[START]

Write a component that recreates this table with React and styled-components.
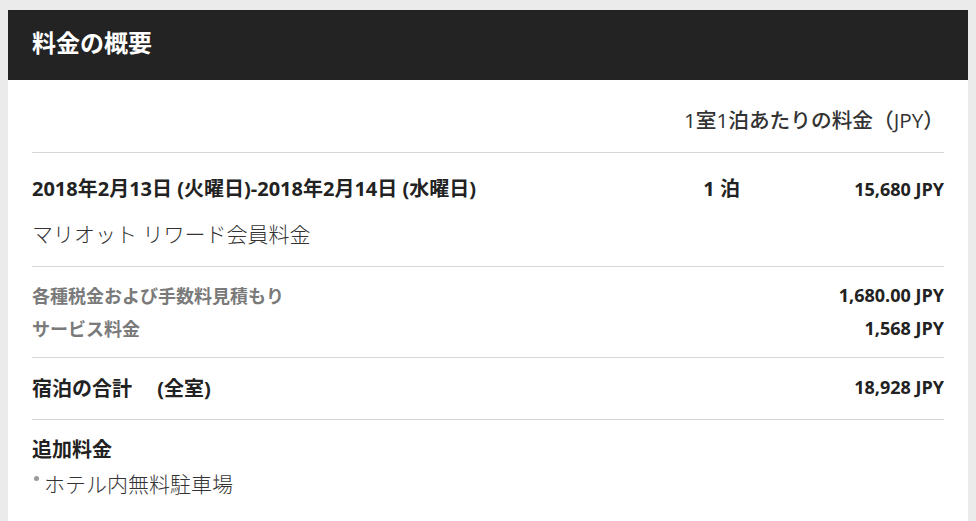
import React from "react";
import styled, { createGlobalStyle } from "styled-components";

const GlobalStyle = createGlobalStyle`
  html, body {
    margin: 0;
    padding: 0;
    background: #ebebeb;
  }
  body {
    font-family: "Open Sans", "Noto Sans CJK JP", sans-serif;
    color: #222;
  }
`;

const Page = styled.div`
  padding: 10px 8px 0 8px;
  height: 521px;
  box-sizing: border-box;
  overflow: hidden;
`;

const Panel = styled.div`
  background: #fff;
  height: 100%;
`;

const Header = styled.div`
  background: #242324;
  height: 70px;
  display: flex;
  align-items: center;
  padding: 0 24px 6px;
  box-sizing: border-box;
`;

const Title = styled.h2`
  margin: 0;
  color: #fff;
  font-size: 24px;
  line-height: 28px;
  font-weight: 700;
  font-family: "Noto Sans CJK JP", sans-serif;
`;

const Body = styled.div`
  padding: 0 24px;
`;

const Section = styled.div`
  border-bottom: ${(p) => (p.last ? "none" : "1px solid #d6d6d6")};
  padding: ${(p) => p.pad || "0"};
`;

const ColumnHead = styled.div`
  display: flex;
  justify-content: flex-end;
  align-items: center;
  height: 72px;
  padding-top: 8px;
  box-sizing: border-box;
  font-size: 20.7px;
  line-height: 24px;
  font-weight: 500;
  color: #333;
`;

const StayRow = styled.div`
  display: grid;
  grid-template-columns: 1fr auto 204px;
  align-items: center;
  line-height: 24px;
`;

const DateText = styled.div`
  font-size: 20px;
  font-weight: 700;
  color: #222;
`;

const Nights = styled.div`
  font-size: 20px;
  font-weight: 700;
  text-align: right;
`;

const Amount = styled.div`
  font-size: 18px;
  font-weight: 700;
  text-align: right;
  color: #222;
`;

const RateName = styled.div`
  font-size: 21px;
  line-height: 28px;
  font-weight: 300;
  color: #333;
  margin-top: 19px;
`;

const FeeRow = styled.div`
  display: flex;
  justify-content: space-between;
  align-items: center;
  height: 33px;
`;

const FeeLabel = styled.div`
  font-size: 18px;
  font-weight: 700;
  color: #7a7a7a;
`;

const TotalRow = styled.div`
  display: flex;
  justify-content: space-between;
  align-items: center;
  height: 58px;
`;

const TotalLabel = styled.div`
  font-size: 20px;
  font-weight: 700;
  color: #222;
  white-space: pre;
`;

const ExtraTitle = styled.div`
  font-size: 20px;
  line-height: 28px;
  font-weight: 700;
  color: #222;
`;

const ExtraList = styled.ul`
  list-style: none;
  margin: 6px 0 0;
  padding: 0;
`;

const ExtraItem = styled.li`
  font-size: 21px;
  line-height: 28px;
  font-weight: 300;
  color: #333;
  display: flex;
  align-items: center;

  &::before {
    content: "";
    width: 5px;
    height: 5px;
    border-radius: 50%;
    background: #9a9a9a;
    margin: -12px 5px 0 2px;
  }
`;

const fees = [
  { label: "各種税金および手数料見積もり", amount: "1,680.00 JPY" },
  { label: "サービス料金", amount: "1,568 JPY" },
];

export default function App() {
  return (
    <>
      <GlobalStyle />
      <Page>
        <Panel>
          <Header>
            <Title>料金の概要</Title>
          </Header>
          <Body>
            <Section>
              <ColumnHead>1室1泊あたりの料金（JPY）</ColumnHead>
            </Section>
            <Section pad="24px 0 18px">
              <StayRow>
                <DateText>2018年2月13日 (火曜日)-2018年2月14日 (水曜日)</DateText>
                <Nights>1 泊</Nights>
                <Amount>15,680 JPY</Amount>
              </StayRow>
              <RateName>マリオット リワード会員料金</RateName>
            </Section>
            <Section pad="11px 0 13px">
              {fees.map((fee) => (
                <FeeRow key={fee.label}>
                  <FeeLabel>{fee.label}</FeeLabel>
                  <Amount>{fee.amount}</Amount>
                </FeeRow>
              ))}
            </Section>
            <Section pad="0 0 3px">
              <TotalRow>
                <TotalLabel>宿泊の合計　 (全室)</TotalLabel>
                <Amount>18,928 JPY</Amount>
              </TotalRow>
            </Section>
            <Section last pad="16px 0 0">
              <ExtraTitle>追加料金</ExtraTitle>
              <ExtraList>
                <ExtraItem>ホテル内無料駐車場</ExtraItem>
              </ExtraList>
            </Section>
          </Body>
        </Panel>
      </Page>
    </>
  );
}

[END]
[START]

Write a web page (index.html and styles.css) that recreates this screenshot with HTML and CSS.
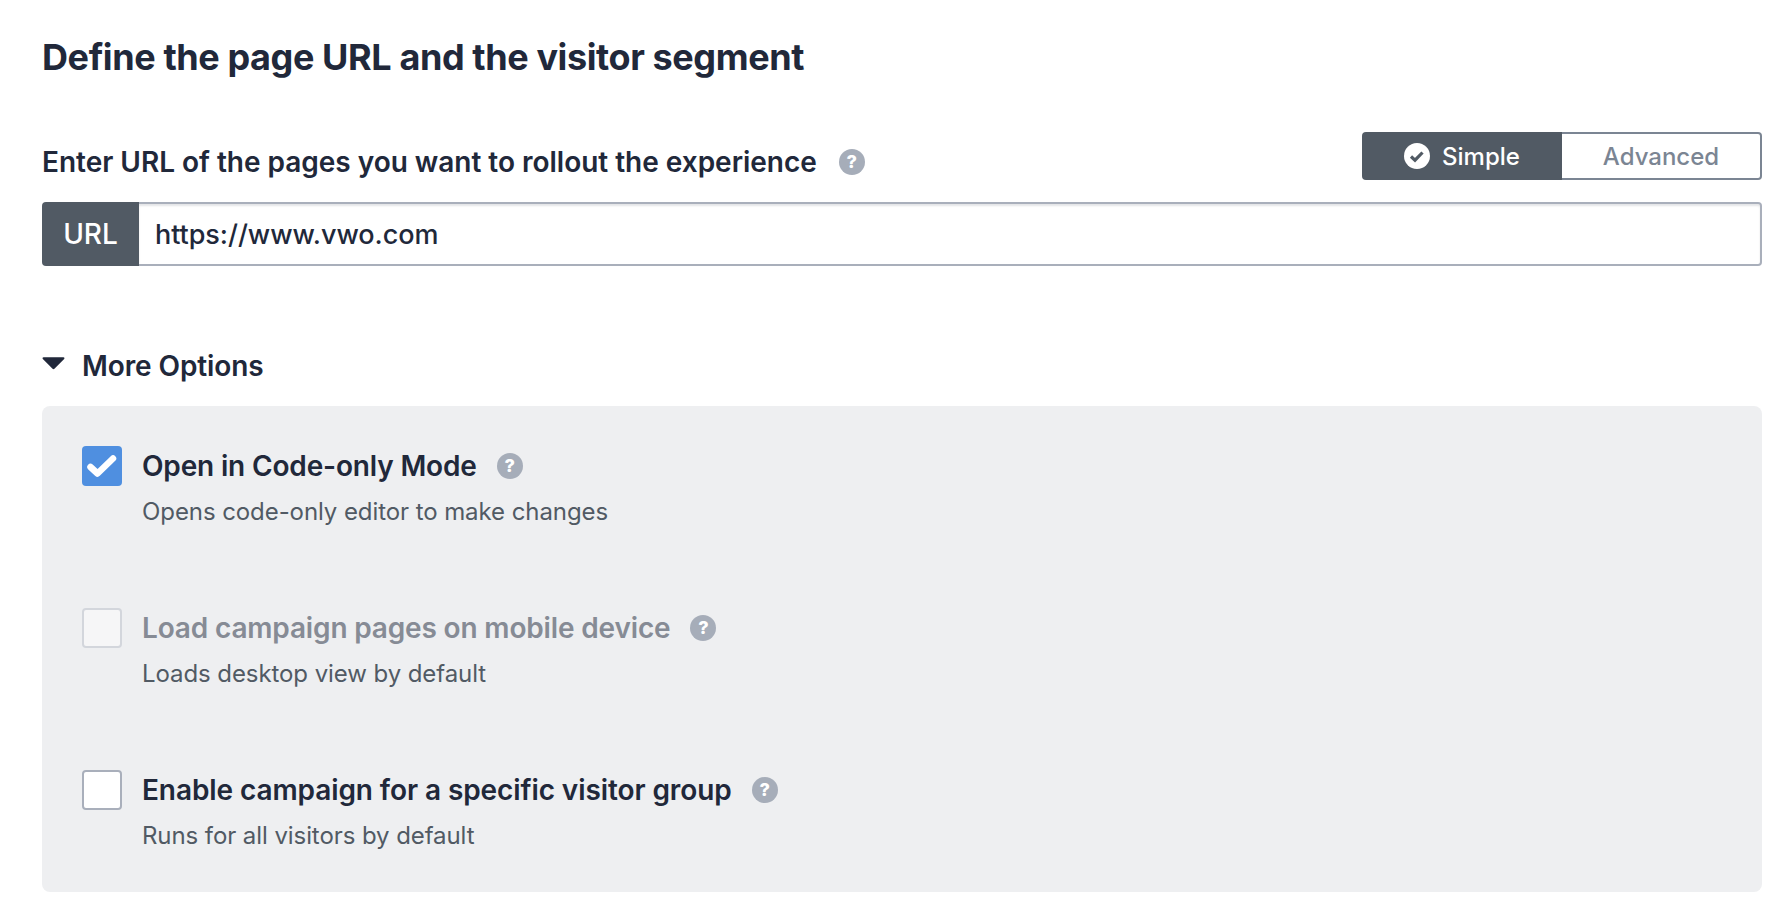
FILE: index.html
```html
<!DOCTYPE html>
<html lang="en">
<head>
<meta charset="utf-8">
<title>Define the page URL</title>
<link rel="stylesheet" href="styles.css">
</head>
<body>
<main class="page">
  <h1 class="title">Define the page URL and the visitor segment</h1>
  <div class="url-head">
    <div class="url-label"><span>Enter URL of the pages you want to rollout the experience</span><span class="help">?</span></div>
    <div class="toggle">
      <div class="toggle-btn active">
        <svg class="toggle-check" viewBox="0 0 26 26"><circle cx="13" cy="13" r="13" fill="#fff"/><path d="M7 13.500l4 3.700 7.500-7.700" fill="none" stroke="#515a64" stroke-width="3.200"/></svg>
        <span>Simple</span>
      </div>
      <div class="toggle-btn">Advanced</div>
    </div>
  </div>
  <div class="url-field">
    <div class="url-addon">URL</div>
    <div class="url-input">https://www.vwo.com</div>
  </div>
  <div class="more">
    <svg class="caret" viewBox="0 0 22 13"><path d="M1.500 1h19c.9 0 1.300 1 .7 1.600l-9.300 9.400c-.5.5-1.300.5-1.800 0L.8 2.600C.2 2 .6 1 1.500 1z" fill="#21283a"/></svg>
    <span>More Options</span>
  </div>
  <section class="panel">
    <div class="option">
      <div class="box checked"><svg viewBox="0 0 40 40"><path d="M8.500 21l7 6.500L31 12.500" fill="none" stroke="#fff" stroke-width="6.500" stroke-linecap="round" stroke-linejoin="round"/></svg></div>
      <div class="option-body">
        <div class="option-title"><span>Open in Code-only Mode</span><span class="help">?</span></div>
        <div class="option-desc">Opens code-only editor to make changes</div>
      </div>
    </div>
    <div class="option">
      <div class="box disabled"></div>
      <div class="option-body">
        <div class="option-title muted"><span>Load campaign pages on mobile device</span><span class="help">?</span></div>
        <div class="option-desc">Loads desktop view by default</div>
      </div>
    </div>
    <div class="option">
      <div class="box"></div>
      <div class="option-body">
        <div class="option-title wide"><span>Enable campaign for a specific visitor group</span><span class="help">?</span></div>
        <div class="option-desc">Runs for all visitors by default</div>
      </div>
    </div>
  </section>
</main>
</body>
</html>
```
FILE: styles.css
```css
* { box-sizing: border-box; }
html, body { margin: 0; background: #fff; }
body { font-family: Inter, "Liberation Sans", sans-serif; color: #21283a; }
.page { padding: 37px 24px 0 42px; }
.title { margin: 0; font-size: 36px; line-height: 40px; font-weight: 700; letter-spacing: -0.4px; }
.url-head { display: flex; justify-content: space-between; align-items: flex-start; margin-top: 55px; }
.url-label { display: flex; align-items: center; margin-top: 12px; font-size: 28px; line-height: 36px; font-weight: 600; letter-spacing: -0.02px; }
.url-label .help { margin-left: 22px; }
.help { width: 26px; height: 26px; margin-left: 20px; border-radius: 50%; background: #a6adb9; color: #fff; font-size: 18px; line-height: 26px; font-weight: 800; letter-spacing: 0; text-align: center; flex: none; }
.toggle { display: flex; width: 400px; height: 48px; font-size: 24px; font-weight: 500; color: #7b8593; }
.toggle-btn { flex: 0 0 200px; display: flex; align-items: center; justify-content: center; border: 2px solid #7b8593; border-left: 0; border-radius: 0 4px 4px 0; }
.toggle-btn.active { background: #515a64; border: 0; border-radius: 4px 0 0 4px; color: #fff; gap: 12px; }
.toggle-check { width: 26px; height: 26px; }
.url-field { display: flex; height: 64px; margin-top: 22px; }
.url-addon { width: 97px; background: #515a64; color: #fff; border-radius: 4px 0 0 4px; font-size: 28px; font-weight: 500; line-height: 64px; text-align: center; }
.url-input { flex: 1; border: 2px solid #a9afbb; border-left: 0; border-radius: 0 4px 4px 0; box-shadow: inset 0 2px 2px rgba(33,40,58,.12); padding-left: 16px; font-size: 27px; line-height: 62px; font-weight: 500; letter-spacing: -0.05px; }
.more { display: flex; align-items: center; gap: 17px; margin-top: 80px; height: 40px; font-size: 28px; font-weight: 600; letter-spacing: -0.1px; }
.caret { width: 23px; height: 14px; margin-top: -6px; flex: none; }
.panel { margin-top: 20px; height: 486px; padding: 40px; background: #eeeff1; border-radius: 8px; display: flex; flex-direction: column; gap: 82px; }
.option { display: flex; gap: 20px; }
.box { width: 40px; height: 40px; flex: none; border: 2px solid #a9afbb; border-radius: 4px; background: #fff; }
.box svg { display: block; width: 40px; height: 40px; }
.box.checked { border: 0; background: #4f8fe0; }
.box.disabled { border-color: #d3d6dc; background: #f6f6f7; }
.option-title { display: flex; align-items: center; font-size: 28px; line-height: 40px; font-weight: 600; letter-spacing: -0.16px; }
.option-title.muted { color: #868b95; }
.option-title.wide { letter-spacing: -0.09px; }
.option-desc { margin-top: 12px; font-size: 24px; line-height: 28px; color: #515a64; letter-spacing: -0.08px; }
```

[END]
[START]

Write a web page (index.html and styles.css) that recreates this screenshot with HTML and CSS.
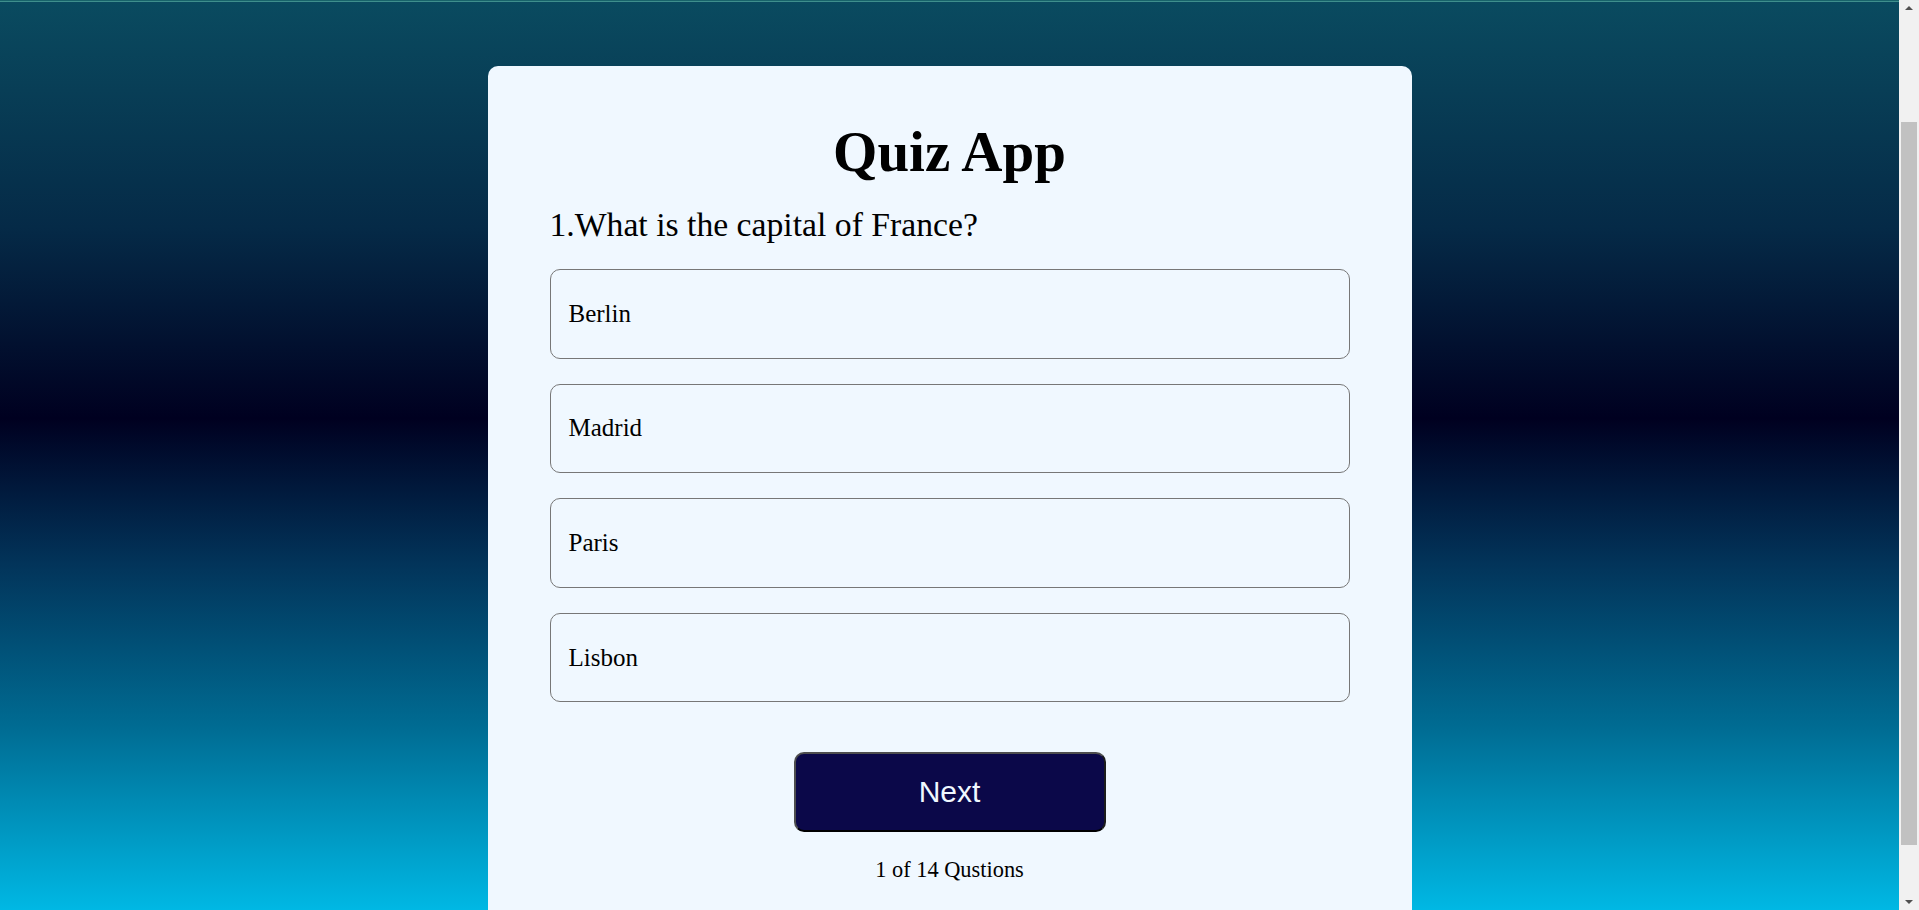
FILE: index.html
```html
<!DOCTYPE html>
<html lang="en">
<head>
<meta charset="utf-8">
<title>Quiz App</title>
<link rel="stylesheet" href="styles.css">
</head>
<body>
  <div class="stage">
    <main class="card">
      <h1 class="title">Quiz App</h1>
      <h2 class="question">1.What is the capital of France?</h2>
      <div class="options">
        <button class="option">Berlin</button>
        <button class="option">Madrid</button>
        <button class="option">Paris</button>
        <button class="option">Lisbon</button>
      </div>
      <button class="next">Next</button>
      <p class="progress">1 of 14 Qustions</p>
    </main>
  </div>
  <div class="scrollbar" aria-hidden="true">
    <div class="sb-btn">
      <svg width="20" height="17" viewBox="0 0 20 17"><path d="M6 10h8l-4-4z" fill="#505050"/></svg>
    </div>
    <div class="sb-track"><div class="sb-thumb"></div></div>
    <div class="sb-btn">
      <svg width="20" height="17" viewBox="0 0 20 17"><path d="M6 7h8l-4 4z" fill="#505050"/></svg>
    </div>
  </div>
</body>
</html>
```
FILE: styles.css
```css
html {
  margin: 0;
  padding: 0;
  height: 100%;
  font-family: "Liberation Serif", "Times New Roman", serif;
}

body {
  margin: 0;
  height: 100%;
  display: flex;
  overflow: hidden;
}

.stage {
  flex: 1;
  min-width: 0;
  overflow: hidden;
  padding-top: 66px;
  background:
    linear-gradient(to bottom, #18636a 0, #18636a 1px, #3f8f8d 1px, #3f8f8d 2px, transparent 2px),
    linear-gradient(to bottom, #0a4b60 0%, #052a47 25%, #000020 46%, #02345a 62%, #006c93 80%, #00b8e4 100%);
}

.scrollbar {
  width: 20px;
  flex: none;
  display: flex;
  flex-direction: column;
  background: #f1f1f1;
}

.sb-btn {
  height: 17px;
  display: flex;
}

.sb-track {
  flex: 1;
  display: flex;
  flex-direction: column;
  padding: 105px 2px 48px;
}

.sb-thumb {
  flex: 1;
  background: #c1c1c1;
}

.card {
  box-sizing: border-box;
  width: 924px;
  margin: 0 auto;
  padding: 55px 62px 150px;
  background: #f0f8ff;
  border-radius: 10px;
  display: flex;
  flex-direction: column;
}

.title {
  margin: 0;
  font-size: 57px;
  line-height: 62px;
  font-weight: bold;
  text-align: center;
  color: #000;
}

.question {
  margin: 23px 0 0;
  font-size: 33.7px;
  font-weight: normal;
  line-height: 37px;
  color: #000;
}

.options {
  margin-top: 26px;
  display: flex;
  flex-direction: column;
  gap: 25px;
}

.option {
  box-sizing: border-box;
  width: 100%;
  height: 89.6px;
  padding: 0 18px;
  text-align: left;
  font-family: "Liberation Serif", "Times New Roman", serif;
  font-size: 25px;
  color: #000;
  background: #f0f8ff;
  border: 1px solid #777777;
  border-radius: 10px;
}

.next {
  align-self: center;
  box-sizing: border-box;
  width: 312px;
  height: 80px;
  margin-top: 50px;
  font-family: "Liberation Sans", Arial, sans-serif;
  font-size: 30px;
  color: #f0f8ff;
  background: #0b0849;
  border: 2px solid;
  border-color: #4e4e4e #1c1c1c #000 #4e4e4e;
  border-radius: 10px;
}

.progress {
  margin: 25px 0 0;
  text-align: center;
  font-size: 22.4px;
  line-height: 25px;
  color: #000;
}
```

[END]

Copy all lines from the material that contain "components".

COMPLETE OUTPUT:
Write a component that recreates this table with React and styled-components.
import styled, { createGlobalStyle } from "styled-components";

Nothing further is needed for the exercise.